Don't Spoil Your Appetite


I was eating breakfast yesterday according to my normal custom: still in stinky workout clothes, alone (fortunately for everyone else) at the table, reading glasses perched on my nose, and nose in my devotional guide. Oh, and two little exceptionally needy dogs looking up at me with complete adoration, as though to say to me, "Do you still love us today?"

But as I drank my last few sips of my first cup of coffee and sopped up the last drops of egg yolk with my turkey sausage, I suddenly felt an insatiable hunger well up inside.


Call it whimsy or nostalgia or longing or maybe even the blues, but something just wasn't sitting well deep within.

All was well in my world. In fact, I had just, immediately before I cut into my boiled egg, bowed my head and sincerely thanked God with an unusual sense of gratitude for all the ways He has blessed me. I mean I didn't just say a blessing. I got extremely, sincerely grateful before my God and bowed before Him with such a full heart I thought it would burst. I don't know what had overcome me, but it was just one of those rare times when no one had to tell me to count my blessings; they were clearly numbered before me and I was amazed.

So it had been one of those kinds of moments.

But now, all of a sudden, from out of nowhere, I felt sad, nostalgic, lonely, and blue.
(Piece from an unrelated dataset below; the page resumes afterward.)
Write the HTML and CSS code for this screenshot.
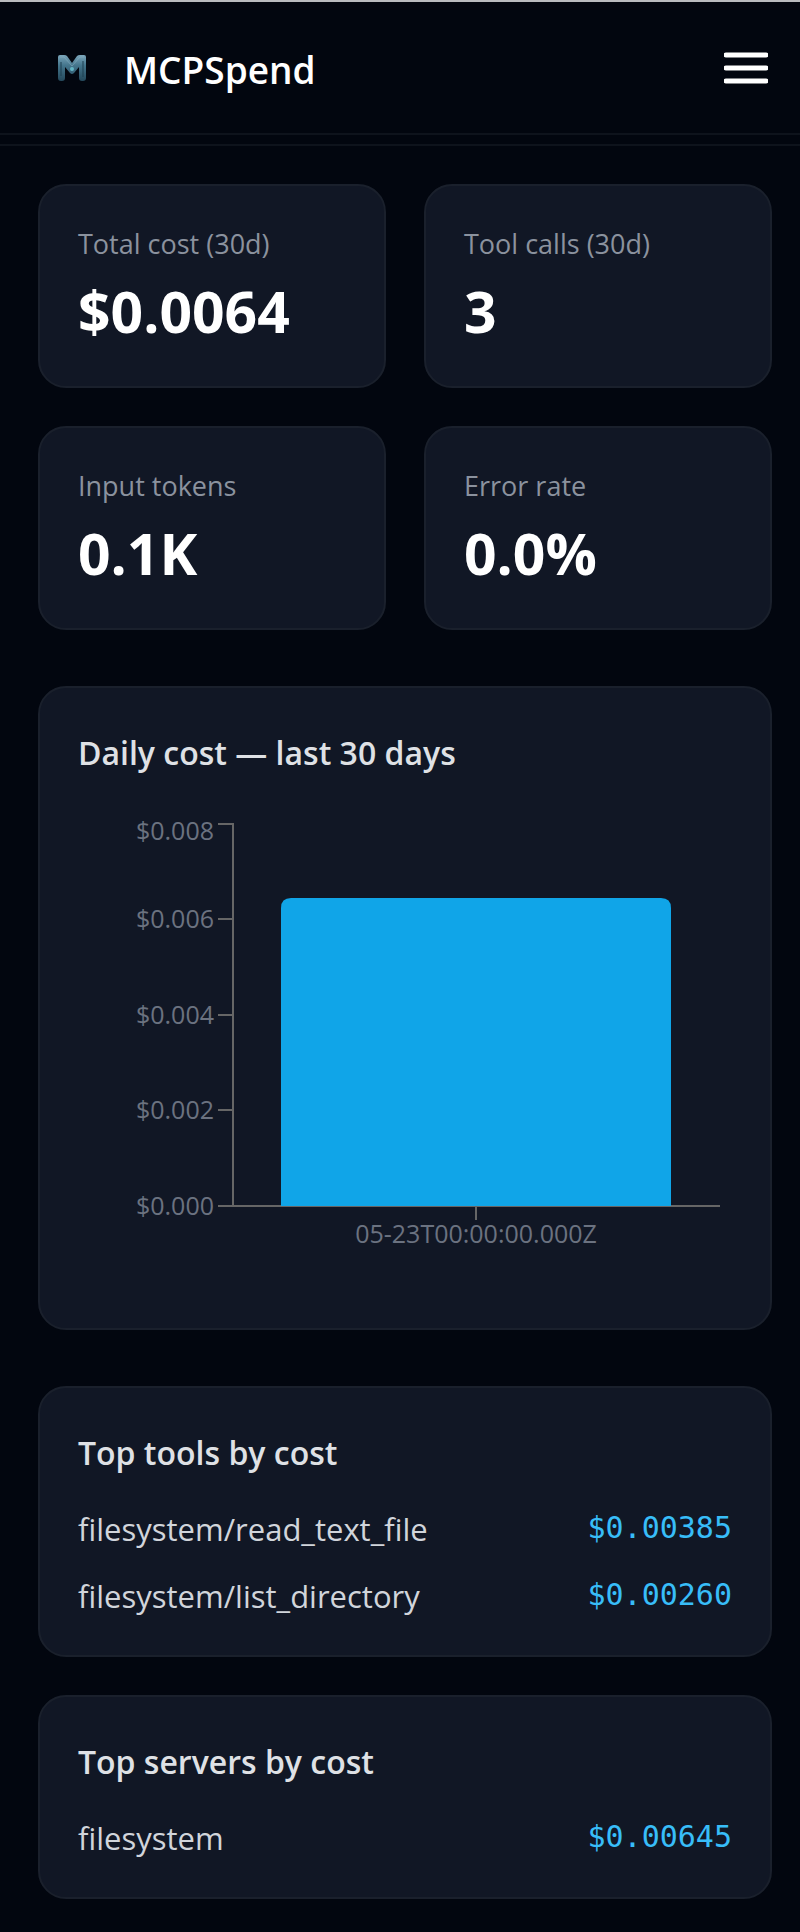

I call that the grumblings of a soul hunger. In the same manner that my stomach sounded like it was searching through the wrappers for a morsel to eat the other night just before dinner, my heart was aching out loud with the distant rumblings of discontent...just moments after I had recounted all that God had given me.

Do you ever feel that way? That strange discontent? That nostalgic longing for something you can't quite put a finger on?

When I feel that way, I often jump to the activity of, instead of counting my blessings, counting my missings. Missings: those things you are constantly missing because no one has been so good as to give them to you lately or even yet. e.g. appreciation, companionship, recognition, forgiveness, blessing and favor, an apology, what have you. Counting your missings would, of course, be just the opposite of counting your blessings. Oh, and missings are not really soul hungers...they're flesh hungers in disguise!

I did that for a minute. I counted my missings, naming them one by one, searching for the culprit of my hungry soul. But then, I realized I was going down the wrong road. Tracking my missings rarely satisfies my aching soul. It only makes me more discontented.

That's when I realized a truth I long ago learned, but rarely remember in such moments.

He has made everything appropriate in its time. 
He has also set eternity in their heart
yet so that man will not find out the work 
which God has done from the beginning even to the end.
Ecclesiastes 3:11 (NASB)

Like most poetic prose, this scripture isn't easy for me to navigate, but the best commentaries I've read on it indicate that Solomon was speaking of this exact nostalgic longing I was experiencing yesterday morning...and so many other mornings for that matter. The bottom line is this: We are living on a certain point on God's eternal time line, and everything is good and sweet in that moment if we are trusting in the Lord and leaning into Him and living in the moment. But at the same time, there is something in us that knows there is more. 

There is something in us that longs for the big picture, longs to fully comprehend all that God has for us, longs to completely grasp all that He wants to teach and show us, and longs to unreservedly take hold of all He has blessed us with in the heavenlies.

...that the God of our Lord Jesus Christ, 
the Father of glory, 
may give to you a spirit of wisdom 
and of revelation in the knowledge of Him. 
I pray that the eyes of your heart 
may be enlightened, 
so that you will know 
what is the hope of His calling, 
what are the riches of the glory 
of His inheritance in the saints, 
and what is the surpassing greatness 
of His power toward us who believe.
Ephesians 1:17-19 

Yes, there is something in us that longs to know our God fully, to comprehend His greatness completely, to understand His love for us in the depths of our souls and not just our heads. We want to know and be known.

And while we can have a taste of such completeness, such divine resolution now, we won't completely know and comprehend and experience and grasp all that there is to be grasped until the veil has been lifted and we see Him face to face.

So here's the lesson in all this.

There are some hungers of the soul which will not be completely satisfied until we meet our Jesus face to face. We will always have unexplainable and unpredictable moments of complete longing until we arrive at the great wedding banquet of the saints.

And that's ok. You need to know that. I need to remember that. Otherwise, we dash around trying to feed that holy hunger with completely unholy substitutes...all those missings I mentioned earlier. In fact, we're prone to demand those missings from other people. And if they don't cooperate, we get angry and resentful. When all along our soul is simply reminding us that "this life is just the appetizer, honey...don't you go spoiling your appetite for dinner with too much chips and dip!" Indeed, there is more. We're hungry for it. And that's ok. Be a hungry woman!

Do you relate to this nostalgic longing for something more? Do you have any suggestions for how to tame the grumbling in your soul without "spoiling your appetite for dinner?"